Repeat the listing that follows, character for character, minus the pictures.

::::

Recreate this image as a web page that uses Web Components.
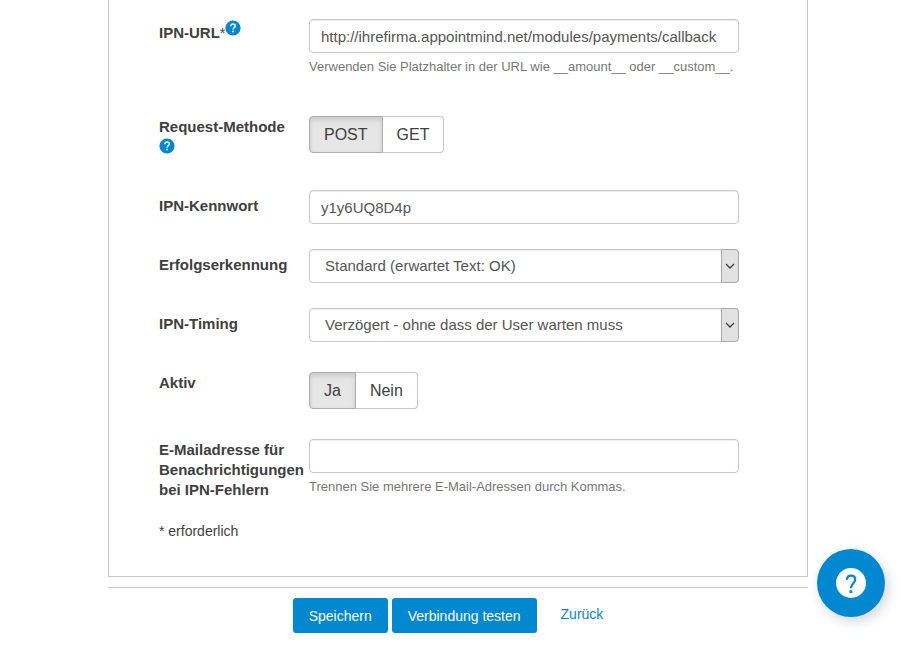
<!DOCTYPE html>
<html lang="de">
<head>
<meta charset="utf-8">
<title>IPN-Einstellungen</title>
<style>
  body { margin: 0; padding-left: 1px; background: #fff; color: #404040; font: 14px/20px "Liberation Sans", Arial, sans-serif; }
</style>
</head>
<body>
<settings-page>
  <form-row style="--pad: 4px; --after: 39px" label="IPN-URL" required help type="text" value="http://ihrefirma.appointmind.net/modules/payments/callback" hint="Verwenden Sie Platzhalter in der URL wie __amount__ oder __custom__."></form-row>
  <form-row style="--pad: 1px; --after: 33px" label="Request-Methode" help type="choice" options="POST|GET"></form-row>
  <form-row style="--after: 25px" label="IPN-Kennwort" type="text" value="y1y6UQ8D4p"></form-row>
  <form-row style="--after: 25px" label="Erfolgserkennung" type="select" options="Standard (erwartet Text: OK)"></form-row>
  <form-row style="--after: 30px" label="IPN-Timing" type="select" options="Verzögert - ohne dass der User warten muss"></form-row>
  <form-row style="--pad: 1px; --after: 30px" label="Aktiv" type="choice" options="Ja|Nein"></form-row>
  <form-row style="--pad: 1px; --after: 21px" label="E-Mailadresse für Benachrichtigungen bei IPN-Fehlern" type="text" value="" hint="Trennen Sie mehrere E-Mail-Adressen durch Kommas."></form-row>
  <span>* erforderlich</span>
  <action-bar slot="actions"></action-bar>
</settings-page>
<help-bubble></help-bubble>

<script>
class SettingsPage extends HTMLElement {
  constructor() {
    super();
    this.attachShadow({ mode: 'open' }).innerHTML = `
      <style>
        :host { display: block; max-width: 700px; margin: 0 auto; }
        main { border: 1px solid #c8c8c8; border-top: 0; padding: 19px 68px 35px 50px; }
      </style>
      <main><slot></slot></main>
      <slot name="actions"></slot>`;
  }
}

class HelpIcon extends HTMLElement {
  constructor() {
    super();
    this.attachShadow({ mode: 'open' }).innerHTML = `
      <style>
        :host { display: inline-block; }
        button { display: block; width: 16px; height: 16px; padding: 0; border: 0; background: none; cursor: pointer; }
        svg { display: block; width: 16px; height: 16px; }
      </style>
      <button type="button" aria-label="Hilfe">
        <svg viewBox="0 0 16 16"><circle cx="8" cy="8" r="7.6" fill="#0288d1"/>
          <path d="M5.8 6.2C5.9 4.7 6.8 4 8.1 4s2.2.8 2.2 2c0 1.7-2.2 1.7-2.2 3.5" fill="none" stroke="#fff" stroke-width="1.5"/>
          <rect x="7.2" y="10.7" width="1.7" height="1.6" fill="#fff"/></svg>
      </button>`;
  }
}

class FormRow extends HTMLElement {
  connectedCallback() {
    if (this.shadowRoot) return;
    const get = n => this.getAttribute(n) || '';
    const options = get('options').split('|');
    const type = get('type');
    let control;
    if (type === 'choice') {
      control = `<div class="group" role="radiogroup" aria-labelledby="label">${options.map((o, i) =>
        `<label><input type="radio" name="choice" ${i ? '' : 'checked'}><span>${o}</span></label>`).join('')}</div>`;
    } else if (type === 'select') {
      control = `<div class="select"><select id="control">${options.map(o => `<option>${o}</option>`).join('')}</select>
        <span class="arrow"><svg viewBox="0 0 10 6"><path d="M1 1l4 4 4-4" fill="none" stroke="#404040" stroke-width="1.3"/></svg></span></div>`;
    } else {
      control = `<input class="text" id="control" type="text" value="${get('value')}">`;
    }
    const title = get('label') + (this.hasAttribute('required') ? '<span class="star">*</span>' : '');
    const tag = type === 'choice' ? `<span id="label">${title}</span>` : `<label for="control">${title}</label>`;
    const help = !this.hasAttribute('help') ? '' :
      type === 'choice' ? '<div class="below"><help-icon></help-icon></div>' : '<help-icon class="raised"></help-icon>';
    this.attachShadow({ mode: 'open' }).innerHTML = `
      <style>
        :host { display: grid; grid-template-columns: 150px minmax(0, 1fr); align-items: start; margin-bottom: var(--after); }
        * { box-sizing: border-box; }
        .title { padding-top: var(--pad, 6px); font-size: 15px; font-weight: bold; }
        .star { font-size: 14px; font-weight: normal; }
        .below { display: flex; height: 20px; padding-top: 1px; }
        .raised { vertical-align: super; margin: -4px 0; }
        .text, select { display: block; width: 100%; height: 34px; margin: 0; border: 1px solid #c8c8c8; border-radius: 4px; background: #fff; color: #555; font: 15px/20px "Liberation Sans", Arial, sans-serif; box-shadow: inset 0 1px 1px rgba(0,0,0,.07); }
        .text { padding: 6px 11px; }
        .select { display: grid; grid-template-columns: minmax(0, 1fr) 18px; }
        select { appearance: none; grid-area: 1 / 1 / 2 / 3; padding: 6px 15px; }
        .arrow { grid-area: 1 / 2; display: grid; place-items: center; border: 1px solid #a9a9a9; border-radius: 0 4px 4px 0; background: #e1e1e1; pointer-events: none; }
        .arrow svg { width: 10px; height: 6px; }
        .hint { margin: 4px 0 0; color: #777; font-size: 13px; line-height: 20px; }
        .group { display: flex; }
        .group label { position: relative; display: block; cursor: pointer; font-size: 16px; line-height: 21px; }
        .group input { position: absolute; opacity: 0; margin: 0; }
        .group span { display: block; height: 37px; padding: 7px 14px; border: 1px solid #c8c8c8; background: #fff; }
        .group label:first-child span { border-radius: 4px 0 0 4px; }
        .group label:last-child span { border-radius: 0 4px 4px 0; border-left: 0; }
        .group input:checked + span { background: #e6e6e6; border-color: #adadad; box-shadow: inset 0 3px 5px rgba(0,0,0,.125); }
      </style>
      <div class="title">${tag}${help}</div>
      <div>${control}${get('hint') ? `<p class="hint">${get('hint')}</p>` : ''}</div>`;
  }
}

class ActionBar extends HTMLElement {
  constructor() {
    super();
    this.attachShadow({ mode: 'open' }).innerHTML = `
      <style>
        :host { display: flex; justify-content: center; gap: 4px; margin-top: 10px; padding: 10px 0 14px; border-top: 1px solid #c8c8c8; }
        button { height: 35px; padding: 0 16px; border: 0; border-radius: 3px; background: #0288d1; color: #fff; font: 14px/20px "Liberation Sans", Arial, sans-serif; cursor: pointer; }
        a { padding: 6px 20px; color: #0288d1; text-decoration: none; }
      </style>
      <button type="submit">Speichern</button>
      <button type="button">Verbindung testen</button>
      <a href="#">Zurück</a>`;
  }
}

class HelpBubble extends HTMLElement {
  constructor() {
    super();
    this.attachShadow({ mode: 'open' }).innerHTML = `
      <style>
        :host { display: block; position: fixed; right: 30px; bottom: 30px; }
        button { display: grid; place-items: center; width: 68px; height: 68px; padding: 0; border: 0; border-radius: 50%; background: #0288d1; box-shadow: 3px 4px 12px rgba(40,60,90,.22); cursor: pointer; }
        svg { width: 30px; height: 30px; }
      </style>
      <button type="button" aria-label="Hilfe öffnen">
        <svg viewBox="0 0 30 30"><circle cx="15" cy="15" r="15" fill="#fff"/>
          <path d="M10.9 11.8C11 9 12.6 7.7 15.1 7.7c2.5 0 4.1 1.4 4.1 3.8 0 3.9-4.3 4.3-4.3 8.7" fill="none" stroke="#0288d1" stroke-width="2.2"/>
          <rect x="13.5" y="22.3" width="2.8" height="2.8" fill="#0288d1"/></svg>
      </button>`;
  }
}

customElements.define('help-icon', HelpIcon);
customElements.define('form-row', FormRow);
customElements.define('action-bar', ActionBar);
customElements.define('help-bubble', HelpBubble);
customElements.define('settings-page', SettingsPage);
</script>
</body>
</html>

::::

#### Solution to the exercise
Recreate this image as a web page that uses Web Components.
<!DOCTYPE html>
<html lang="de">
<head>
<meta charset="utf-8">
<title>IPN-Einstellungen</title>
<style>
  body { margin: 0; padding-left: 1px; background: #fff; color: #404040; font: 14px/20px "Liberation Sans", Arial, sans-serif; }
</style>
</head>
<body>
<settings-page>
  <form-row style="--pad: 4px; --after: 39px" label="IPN-URL" required help type="text" value="http://ihrefirma.appointmind.net/modules/payments/callback" hint="Verwenden Sie Platzhalter in der URL wie __amount__ oder __custom__."></form-row>
  <form-row style="--pad: 1px; --after: 33px" label="Request-Methode" help type="choice" options="POST|GET"></form-row>
  <form-row style="--after: 25px" label="IPN-Kennwort" type="text" value="y1y6UQ8D4p"></form-row>
  <form-row style="--after: 25px" label="Erfolgserkennung" type="select" options="Standard (erwartet Text: OK)"></form-row>
  <form-row style="--after: 30px" label="IPN-Timing" type="select" options="Verzögert - ohne dass der User warten muss"></form-row>
  <form-row style="--pad: 1px; --after: 30px" label="Aktiv" type="choice" options="Ja|Nein"></form-row>
  <form-row style="--pad: 1px; --after: 21px" label="E-Mailadresse für Benachrichtigungen bei IPN-Fehlern" type="text" value="" hint="Trennen Sie mehrere E-Mail-Adressen durch Kommas."></form-row>
  <span>* erforderlich</span>
  <action-bar slot="actions"></action-bar>
</settings-page>
<help-bubble></help-bubble>

<script>
class SettingsPage extends HTMLElement {
  constructor() {
    super();
    this.attachShadow({ mode: 'open' }).innerHTML = `
      <style>
        :host { display: block; max-width: 700px; margin: 0 auto; }
        main { border: 1px solid #c8c8c8; border-top: 0; padding: 19px 68px 35px 50px; }
      </style>
      <main><slot></slot></main>
      <slot name="actions"></slot>`;
  }
}

class HelpIcon extends HTMLElement {
  constructor() {
    super();
    this.attachShadow({ mode: 'open' }).innerHTML = `
      <style>
        :host { display: inline-block; }
        button { display: block; width: 16px; height: 16px; padding: 0; border: 0; background: none; cursor: pointer; }
        svg { display: block; width: 16px; height: 16px; }
      </style>
      <button type="button" aria-label="Hilfe">
        <svg viewBox="0 0 16 16"><circle cx="8" cy="8" r="7.6" fill="#0288d1"/>
          <path d="M5.8 6.2C5.9 4.7 6.8 4 8.1 4s2.2.8 2.2 2c0 1.7-2.2 1.7-2.2 3.5" fill="none" stroke="#fff" stroke-width="1.5"/>
          <rect x="7.2" y="10.7" width="1.7" height="1.6" fill="#fff"/></svg>
      </button>`;
  }
}

class FormRow extends HTMLElement {
  connectedCallback() {
    if (this.shadowRoot) return;
    const get = n => this.getAttribute(n) || '';
    const options = get('options').split('|');
    const type = get('type');
    let control;
    if (type === 'choice') {
      control = `<div class="group" role="radiogroup" aria-labelledby="label">${options.map((o, i) =>
        `<label><input type="radio" name="choice" ${i ? '' : 'checked'}><span>${o}</span></label>`).join('')}</div>`;
    } else if (type === 'select') {
      control = `<div class="select"><select id="control">${options.map(o => `<option>${o}</option>`).join('')}</select>
        <span class="arrow"><svg viewBox="0 0 10 6"><path d="M1 1l4 4 4-4" fill="none" stroke="#404040" stroke-width="1.3"/></svg></span></div>`;
    } else {
      control = `<input class="text" id="control" type="text" value="${get('value')}">`;
    }
    const title = get('label') + (this.hasAttribute('required') ? '<span class="star">*</span>' : '');
    const tag = type === 'choice' ? `<span id="label">${title}</span>` : `<label for="control">${title}</label>`;
    const help = !this.hasAttribute('help') ? '' :
      type === 'choice' ? '<div class="below"><help-icon></help-icon></div>' : '<help-icon class="raised"></help-icon>';
    this.attachShadow({ mode: 'open' }).innerHTML = `
      <style>
        :host { display: grid; grid-template-columns: 150px minmax(0, 1fr); align-items: start; margin-bottom: var(--after); }
        * { box-sizing: border-box; }
        .title { padding-top: var(--pad, 6px); font-size: 15px; font-weight: bold; }
        .star { font-size: 14px; font-weight: normal; }
        .below { display: flex; height: 20px; padding-top: 1px; }
        .raised { vertical-align: super; margin: -4px 0; }
        .text, select { display: block; width: 100%; height: 34px; margin: 0; border: 1px solid #c8c8c8; border-radius: 4px; background: #fff; color: #555; font: 15px/20px "Liberation Sans", Arial, sans-serif; box-shadow: inset 0 1px 1px rgba(0,0,0,.07); }
        .text { padding: 6px 11px; }
        .select { display: grid; grid-template-columns: minmax(0, 1fr) 18px; }
        select { appearance: none; grid-area: 1 / 1 / 2 / 3; padding: 6px 15px; }
        .arrow { grid-area: 1 / 2; display: grid; place-items: center; border: 1px solid #a9a9a9; border-radius: 0 4px 4px 0; background: #e1e1e1; pointer-events: none; }
        .arrow svg { width: 10px; height: 6px; }
        .hint { margin: 4px 0 0; color: #777; font-size: 13px; line-height: 20px; }
        .group { display: flex; }
        .group label { position: relative; display: block; cursor: pointer; font-size: 16px; line-height: 21px; }
        .group input { position: absolute; opacity: 0; margin: 0; }
        .group span { display: block; height: 37px; padding: 7px 14px; border: 1px solid #c8c8c8; background: #fff; }
        .group label:first-child span { border-radius: 4px 0 0 4px; }
        .group label:last-child span { border-radius: 0 4px 4px 0; border-left: 0; }
        .group input:checked + span { background: #e6e6e6; border-color: #adadad; box-shadow: inset 0 3px 5px rgba(0,0,0,.125); }
      </style>
      <div class="title">${tag}${help}</div>
      <div>${control}${get('hint') ? `<p class="hint">${get('hint')}</p>` : ''}</div>`;
  }
}

class ActionBar extends HTMLElement {
  constructor() {
    super();
    this.attachShadow({ mode: 'open' }).innerHTML = `
      <style>
        :host { display: flex; justify-content: center; gap: 4px; margin-top: 10px; padding: 10px 0 14px; border-top: 1px solid #c8c8c8; }
        button { height: 35px; padding: 0 16px; border: 0; border-radius: 3px; background: #0288d1; color: #fff; font: 14px/20px "Liberation Sans", Arial, sans-serif; cursor: pointer; }
        a { padding: 6px 20px; color: #0288d1; text-decoration: none; }
      </style>
      <button type="submit">Speichern</button>
      <button type="button">Verbindung testen</button>
      <a href="#">Zurück</a>`;
  }
}

class HelpBubble extends HTMLElement {
  constructor() {
    super();
    this.attachShadow({ mode: 'open' }).innerHTML = `
      <style>
        :host { display: block; position: fixed; right: 30px; bottom: 30px; }
        button { display: grid; place-items: center; width: 68px; height: 68px; padding: 0; border: 0; border-radius: 50%; background: #0288d1; box-shadow: 3px 4px 12px rgba(40,60,90,.22); cursor: pointer; }
        svg { width: 30px; height: 30px; }
      </style>
      <button type="button" aria-label="Hilfe öffnen">
        <svg viewBox="0 0 30 30"><circle cx="15" cy="15" r="15" fill="#fff"/>
          <path d="M10.9 11.8C11 9 12.6 7.7 15.1 7.7c2.5 0 4.1 1.4 4.1 3.8 0 3.9-4.3 4.3-4.3 8.7" fill="none" stroke="#0288d1" stroke-width="2.2"/>
          <rect x="13.5" y="22.3" width="2.8" height="2.8" fill="#0288d1"/></svg>
      </button>`;
  }
}

customElements.define('help-icon', HelpIcon);
customElements.define('form-row', FormRow);
customElements.define('action-bar', ActionBar);
customElements.define('help-bubble', HelpBubble);
customElements.define('settings-page', SettingsPage);
</script>
</body>
</html>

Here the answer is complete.